[start of DATA LINES]

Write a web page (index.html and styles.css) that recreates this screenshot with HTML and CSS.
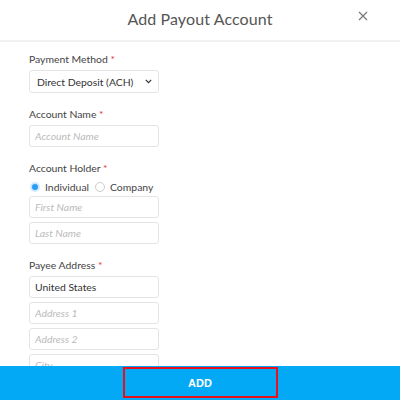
FILE: index.html
```html
<!DOCTYPE html>
<html lang="en">

<head>
    <meta charset="UTF-8">
    <meta name="viewport" content="width=device-width, initial-scale=1.0">
    <title>Add Payout Account</title>
    <link rel="stylesheet" href="styles.css">
</head>

<body>
    <div class="modal">
        <div class="modal-header">
            <h1>Add Payout Account</h1>
            <button class="close-btn" aria-label="Close">
                <svg width="10" height="10" viewBox="0 0 10 10">
                    <path d="M1 1 L9 9 M9 1 L1 9" stroke="#777" stroke-width="1.2" fill="none" />
                </svg>
            </button>
        </div>

        <form class="modal-body">
            <div class="form-group">
                <label class="field-label">Payment Method <span class="req">*</span></label>
                <div class="select-wrap">
                    <select class="field select">
                        <option>Direct Deposit (ACH)</option>
                    </select>
                    <svg class="chevron" width="7" height="5" viewBox="0 0 7 5">
                        <path d="M0.8 0.8 L3.5 3.6 L6.2 0.8" stroke="#333" stroke-width="1.2" fill="none" />
                    </svg>
                </div>
            </div>

            <div class="form-group">
                <label class="field-label">Account Name <span class="req">*</span></label>
                <input class="field" type="text" placeholder="Account Name">
            </div>

            <div class="form-group">
                <label class="field-label">Account Holder <span class="req">*</span></label>
                <div class="radio-row">
                    <label class="radio"><span class="dot checked"></span>Individual</label>
                    <label class="radio"><span class="dot"></span>Company</label>
                </div>
                <div class="stack">
                    <input class="field" type="text" placeholder="First Name">
                    <input class="field" type="text" placeholder="Last Name">
                </div>
            </div>

            <div class="form-group">
                <label class="field-label">Payee Address <span class="req">*</span></label>
                <div class="stack">
                    <input class="field" type="text" value="United States">
                    <input class="field" type="text" placeholder="Address 1">
                    <input class="field" type="text" placeholder="Address 2">
                    <input class="field" type="text" placeholder="City">
                </div>
            </div>
        </form>

        <div class="modal-footer">
            <button class="add-btn">ADD</button>
        </div>
    </div>
</body>

</html>
```

FILE: styles.css
```css
* {
    margin: 0;
    padding: 0;
    box-sizing: border-box;
    font-family: Lato, 'Open Sans', sans-serif;
}

body {
    background: #fff;
}

.modal {
    width: 400px;
    height: 400px;
    display: flex;
    flex-direction: column;
    overflow: hidden;
}

.modal-header {
    height: 42px;
    flex-shrink: 0;
    border-bottom: 2px solid #f2f2f2;
    display: flex;
    align-items: center;
    justify-content: center;
    position: relative;
}

.modal-header h1 {
    font-size: 16px;
    font-weight: 400;
    color: #555;
    margin-top: -3px;
    letter-spacing: 0.1px;
}

.close-btn {
    position: absolute;
    right: 32px;
    top: 11px;
    width: 10px;
    height: 10px;
    border: none;
    background: none;
    display: flex;
}

.modal-body {
    flex: 1;
    overflow: hidden;
    padding: 10px 0 0 29px;
}

.form-group {
    margin-bottom: 14px;
    width: 130px;
}

.field-label {
    display: block;
    font-size: 10.4px;
    line-height: 14px;
    color: #444;
    margin-bottom: 4px;
    white-space: nowrap;
}

.req {
    color: #e53935;
}

.field {
    display: block;
    width: 130px;
    height: 22px;
    border: 1px solid #e4e4e4;
    border-radius: 3px;
    padding: 0 5px;
    font-size: 10.4px;
    color: #333;
    background: #fff;
}

.field::placeholder {
    color: #bbb;
    font-style: italic;
}

.select-wrap {
    position: relative;
    width: 130px;
}

.select {
    height: 23px;
    padding: 0 7px;
    appearance: none;
    -webkit-appearance: none;
    outline: none;
}

.chevron {
    position: absolute;
    right: 7px;
    top: 9px;
    pointer-events: none;
}

.stack {
    display: flex;
    flex-direction: column;
    gap: 4px;
}

.radio-row {
    display: flex;
    align-items: center;
    gap: 6px;
    margin: 6px 0 3px 1px;
    height: 12px;
}

.radio {
    display: flex;
    align-items: center;
    gap: 5px;
    font-size: 10.4px;
    color: #444;
    white-space: nowrap;
}

.dot {
    width: 10px;
    height: 10px;
    border-radius: 50%;
    border: 1px solid #ccc;
    background: #fff;
}

.dot.checked {
    background: #2b9bf4;
    border: 2px solid #cfe8fd;
}

.modal-footer {
    height: 34px;
    flex-shrink: 0;
    background: #03a9f4;
    display: flex;
    justify-content: center;
    align-items: flex-start;
    padding-top: 1px;
}

.add-btn {
    width: 155px;
    height: 31px;
    background: #03a9f4;
    border: 2px solid #e8101a;
    color: #fff;
    font-family: 'Liberation Sans', Arial, sans-serif;
    font-weight: 700;
    font-size: 11px;
}
```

[end of DATA LINES]

- [GIVEN REQUEST]:
Keep only the lines that hold the string "styles", and copy them out.

- [SOLUTION BELOW]:
Write a web page (index.html and styles.css) that recreates this screenshot with HTML and CSS.
    <link rel="stylesheet" href="styles.css">
FILE: styles.css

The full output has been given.